When using any high voltage instrumentation, always read and understand the manufacturer’s recommendations concerning the specific equipment.
When using high voltage probes, always connect the grounding lug to a suitable earth ground. This connection serves an important safety function as it adds a second level of protection for the technician.
Similarly, never use a high voltage probe at voltages higher than its maximum rating. During operation, one hand should be in your pocket and the other should be used to grip the handle. Never touch the probe in front of the hand guard, even when the probe is not in use. Obviously, touching the forward part of the probe during use greatly increases the technician’s chance of electrocution. Touching the forward part when not in use will deposit oils and dirt from the skin. Over time, contaminates like these can build up and affect the stand-off voltage of the probe.
Have your high voltage probes re-qualified by the factory on a regular basis. Never use a high voltage probe of unknown origin. If the history of the probe is not clear, it should either be sent back to the manufacturer for re-qualification or destroyed. Inspect your high voltage probe before each use.

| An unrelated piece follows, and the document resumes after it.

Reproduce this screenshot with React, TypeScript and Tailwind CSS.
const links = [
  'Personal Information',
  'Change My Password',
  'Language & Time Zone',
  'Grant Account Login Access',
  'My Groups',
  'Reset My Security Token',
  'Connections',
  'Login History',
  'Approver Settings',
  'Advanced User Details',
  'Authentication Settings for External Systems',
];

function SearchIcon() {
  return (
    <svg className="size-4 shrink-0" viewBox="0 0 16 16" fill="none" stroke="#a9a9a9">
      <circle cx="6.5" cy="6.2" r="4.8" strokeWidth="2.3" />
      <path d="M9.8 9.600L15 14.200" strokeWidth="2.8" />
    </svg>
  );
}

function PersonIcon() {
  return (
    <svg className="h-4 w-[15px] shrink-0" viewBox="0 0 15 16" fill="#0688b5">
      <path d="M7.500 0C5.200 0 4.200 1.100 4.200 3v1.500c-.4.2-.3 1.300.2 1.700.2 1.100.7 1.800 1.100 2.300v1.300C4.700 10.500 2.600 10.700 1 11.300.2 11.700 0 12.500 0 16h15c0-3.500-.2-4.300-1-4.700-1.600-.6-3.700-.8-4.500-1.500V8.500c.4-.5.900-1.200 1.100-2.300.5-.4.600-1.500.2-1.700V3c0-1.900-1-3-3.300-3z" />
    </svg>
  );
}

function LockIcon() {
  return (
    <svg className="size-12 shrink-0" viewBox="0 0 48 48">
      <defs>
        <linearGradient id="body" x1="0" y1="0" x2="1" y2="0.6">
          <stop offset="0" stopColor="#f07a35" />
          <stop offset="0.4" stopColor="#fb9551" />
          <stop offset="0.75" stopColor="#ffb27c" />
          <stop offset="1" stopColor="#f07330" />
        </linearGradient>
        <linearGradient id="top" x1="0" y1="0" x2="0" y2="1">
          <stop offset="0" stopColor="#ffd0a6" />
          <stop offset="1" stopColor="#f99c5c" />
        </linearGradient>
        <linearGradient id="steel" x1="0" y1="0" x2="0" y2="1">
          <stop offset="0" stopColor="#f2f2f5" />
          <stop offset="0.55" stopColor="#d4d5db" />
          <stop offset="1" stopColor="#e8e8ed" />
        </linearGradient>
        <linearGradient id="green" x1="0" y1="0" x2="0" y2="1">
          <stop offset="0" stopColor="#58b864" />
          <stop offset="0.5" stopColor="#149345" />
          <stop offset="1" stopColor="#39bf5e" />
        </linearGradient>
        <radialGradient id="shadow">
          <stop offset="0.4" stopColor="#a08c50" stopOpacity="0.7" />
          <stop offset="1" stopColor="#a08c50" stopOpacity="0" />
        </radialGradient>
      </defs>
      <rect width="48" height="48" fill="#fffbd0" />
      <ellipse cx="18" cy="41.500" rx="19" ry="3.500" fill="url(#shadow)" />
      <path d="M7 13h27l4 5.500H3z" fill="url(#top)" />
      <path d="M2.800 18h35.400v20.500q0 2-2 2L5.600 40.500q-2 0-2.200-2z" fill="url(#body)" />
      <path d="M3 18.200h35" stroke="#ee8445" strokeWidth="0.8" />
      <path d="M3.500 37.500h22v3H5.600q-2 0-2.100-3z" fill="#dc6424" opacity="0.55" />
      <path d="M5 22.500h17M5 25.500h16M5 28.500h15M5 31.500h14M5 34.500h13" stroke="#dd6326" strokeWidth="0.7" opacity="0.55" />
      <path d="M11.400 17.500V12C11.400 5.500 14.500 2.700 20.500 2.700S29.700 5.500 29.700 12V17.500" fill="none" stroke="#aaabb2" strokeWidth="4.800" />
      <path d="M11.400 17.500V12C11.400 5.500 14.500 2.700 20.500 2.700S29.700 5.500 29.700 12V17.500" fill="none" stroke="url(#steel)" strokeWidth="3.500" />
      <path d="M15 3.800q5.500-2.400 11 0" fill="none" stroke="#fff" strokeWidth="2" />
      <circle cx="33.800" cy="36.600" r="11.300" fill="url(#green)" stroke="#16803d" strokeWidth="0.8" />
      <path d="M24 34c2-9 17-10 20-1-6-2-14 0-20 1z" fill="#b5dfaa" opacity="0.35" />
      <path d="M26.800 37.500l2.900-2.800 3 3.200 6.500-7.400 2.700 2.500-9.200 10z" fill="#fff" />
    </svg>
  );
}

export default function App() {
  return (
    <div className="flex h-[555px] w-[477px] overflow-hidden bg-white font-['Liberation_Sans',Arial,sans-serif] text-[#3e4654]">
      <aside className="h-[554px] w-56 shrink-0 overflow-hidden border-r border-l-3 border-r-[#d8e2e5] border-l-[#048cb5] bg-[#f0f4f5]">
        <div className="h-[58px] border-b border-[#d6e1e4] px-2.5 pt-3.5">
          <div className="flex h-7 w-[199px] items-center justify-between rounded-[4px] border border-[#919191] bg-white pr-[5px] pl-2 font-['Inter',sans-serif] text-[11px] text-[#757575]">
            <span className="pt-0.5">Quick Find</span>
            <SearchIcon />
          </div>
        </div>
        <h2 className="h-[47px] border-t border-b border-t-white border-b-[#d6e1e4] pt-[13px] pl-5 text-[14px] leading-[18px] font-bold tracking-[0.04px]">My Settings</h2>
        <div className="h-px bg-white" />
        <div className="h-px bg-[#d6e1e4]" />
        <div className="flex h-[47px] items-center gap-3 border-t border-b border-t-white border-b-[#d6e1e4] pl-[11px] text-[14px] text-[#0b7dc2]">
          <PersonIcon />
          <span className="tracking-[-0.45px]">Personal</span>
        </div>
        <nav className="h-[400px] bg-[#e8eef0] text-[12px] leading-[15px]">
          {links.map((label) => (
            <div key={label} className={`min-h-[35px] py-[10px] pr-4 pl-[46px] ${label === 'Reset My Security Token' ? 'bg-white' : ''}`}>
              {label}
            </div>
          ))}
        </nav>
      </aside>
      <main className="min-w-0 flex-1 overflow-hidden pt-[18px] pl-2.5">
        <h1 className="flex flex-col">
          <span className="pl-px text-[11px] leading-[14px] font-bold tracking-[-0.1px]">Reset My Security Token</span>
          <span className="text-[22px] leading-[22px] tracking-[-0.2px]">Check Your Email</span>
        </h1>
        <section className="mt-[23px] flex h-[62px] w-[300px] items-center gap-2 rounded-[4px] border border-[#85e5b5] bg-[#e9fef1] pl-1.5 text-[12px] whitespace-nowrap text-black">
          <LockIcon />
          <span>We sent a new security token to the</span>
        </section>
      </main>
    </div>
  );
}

In any high voltage case, work being conducted on this type of circuit should always be carried out by personnel who have been properly trained for the specific equipment and safety issues that apply to the environment. Additionally, a spotter technician, trained in CPR, should always be present when personnel are working with potentially hazardous electrical equipment. With the right equipment, proper training and judicious application of safety procedures, a technician can safely work with and around equipment that would otherwise be considered lethal.